What to do => Copy out all lines with the word "screenshot" in them.

(Items listed in a dataset)
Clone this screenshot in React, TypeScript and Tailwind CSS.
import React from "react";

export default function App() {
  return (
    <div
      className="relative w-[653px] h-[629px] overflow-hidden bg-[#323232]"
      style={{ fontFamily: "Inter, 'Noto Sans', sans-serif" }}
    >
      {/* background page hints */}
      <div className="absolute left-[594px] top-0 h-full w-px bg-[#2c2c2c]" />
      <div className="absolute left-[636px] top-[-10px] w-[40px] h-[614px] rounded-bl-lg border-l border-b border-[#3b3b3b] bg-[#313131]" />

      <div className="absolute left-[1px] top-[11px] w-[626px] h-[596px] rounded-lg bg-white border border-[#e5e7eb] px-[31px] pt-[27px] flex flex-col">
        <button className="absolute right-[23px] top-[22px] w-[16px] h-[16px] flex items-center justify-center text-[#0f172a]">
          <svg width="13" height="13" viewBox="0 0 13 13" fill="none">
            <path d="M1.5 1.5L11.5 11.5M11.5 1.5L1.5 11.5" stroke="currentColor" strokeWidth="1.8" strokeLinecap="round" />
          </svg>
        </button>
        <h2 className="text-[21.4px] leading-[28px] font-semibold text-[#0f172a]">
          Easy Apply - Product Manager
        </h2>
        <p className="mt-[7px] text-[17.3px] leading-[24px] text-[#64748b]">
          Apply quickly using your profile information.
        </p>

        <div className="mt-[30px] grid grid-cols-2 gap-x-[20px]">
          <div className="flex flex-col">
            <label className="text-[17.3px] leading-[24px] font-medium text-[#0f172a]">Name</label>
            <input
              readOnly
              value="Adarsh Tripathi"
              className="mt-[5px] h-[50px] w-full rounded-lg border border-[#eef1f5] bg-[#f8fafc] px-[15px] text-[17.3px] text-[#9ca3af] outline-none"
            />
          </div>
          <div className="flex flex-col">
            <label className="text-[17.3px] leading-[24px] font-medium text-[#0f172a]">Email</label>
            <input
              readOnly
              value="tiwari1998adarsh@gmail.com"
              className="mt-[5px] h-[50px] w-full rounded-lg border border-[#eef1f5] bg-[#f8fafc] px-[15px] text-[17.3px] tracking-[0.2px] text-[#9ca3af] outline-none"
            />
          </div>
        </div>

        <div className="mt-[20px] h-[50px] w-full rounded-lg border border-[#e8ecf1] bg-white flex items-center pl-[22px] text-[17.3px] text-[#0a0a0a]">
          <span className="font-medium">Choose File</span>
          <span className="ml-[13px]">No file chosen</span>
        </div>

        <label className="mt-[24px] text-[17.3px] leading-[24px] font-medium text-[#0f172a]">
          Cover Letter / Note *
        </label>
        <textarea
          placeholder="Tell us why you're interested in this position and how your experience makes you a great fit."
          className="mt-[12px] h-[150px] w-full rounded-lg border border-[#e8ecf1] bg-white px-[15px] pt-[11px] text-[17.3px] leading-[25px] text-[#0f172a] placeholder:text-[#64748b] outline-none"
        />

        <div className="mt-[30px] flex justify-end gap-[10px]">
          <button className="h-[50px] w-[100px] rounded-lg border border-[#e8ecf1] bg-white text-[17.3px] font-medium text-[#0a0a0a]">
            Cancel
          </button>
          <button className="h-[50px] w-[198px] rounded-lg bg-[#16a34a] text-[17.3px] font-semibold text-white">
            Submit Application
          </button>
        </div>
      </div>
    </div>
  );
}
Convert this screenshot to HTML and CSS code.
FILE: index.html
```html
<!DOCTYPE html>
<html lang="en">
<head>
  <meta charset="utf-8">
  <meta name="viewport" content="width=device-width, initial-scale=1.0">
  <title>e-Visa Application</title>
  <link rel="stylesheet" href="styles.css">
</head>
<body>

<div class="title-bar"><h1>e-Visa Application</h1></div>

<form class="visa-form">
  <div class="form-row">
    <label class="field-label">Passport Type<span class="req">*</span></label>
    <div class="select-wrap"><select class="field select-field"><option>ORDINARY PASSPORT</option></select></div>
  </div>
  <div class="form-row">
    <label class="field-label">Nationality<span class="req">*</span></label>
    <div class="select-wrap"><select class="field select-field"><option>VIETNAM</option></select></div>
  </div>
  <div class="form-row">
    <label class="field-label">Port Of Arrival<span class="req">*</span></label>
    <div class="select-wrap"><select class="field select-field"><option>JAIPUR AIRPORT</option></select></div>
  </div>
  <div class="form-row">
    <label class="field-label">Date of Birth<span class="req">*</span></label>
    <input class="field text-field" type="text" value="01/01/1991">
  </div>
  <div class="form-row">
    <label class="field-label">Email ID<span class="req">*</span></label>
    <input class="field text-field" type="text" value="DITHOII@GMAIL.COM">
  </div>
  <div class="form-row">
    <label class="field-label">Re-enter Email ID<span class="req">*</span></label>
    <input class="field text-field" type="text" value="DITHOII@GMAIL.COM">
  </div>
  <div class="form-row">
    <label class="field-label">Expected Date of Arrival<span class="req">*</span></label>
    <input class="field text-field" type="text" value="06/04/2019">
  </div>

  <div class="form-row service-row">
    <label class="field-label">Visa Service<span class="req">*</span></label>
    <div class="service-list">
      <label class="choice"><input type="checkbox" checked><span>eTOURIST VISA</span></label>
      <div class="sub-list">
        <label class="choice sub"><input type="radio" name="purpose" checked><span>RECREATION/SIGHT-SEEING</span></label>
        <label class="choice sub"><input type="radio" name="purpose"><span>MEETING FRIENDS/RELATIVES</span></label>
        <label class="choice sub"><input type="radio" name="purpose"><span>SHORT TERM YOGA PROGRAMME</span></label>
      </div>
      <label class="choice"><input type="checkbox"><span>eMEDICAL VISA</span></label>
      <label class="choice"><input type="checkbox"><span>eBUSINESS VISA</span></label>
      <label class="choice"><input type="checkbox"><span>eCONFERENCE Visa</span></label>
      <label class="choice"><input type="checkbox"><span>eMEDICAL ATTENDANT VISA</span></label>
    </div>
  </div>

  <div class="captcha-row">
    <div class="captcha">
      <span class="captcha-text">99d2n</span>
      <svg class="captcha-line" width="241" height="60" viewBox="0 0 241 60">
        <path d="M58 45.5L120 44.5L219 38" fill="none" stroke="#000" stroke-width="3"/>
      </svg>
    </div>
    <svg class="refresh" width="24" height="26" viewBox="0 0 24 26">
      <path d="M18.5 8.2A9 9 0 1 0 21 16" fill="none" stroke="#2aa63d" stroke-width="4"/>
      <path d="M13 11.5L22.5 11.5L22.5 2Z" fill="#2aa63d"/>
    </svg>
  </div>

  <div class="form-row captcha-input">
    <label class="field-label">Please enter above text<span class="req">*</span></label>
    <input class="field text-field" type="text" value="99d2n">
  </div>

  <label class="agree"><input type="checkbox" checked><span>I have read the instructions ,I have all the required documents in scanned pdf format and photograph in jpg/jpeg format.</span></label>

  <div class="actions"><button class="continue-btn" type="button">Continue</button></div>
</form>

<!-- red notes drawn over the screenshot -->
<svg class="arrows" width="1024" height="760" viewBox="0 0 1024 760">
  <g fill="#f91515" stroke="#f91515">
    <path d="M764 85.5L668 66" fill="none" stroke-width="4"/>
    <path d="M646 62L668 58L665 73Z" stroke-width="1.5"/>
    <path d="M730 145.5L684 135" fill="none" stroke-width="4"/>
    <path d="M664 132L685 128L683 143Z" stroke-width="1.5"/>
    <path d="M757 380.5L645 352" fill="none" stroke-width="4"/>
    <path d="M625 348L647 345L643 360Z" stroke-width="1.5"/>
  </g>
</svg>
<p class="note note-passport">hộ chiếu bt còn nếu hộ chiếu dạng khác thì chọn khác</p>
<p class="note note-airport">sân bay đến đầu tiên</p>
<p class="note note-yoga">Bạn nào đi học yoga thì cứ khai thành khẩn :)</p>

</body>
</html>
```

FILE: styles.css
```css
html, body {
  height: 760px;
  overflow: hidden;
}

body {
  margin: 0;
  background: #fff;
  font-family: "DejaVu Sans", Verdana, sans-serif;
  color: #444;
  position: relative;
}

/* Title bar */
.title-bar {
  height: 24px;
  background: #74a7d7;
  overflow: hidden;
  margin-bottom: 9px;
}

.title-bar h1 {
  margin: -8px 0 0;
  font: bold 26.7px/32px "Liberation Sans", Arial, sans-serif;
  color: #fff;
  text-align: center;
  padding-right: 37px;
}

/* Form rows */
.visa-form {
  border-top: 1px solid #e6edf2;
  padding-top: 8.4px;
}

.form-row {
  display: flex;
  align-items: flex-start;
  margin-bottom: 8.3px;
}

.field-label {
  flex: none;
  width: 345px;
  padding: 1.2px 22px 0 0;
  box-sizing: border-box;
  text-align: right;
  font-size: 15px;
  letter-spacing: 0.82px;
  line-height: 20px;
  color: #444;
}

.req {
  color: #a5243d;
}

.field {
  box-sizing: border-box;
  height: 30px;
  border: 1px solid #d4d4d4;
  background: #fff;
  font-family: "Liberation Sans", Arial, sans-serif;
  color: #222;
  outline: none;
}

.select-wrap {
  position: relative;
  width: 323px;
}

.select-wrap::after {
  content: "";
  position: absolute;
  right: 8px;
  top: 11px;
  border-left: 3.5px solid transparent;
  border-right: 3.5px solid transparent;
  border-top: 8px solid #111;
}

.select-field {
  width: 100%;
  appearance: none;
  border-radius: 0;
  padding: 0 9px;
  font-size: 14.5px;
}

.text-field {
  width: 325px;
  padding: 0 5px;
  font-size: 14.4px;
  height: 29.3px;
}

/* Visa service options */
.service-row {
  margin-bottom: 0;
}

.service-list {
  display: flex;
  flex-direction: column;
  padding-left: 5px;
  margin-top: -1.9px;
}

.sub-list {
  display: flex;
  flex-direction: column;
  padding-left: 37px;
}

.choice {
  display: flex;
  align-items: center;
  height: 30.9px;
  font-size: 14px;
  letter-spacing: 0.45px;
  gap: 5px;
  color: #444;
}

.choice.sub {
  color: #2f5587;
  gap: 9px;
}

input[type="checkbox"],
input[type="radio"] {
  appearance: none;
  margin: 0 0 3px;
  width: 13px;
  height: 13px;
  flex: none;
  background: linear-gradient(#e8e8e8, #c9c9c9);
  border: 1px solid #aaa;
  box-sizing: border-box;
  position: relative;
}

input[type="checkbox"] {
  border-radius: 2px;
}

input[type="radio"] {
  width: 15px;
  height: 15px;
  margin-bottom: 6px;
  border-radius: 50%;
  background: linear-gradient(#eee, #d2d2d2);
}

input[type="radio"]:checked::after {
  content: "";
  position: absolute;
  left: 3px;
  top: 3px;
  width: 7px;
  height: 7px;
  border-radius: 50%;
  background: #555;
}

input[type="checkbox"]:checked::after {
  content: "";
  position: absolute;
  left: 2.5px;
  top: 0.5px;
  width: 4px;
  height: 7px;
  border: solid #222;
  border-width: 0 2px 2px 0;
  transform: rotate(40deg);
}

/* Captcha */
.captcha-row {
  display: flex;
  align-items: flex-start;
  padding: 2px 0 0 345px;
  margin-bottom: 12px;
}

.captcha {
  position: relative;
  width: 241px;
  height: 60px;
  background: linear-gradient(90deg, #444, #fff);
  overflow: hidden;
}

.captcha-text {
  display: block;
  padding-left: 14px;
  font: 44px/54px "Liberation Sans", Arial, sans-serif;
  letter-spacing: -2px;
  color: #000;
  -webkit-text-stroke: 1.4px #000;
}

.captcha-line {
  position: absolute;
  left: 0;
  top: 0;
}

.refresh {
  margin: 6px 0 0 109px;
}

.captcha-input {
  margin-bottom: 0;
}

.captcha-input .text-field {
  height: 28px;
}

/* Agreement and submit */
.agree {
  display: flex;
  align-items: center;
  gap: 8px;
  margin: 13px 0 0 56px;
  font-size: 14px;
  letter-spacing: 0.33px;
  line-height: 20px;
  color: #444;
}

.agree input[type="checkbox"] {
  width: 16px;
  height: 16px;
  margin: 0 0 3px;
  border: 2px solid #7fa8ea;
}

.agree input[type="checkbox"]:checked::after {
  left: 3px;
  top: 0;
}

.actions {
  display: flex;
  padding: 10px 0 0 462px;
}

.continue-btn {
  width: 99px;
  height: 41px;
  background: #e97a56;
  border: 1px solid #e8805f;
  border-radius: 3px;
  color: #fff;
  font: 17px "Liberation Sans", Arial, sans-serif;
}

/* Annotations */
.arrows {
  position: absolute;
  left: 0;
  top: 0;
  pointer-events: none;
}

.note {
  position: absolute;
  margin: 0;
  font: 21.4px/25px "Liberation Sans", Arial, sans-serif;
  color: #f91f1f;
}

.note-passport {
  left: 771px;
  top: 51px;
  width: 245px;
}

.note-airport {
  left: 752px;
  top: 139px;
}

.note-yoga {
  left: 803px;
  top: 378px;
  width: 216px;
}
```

Solution to this problem =>
Clone this screenshot in React, TypeScript and Tailwind CSS.
Convert this screenshot to HTML and CSS code.
<!-- red notes drawn over the screenshot -->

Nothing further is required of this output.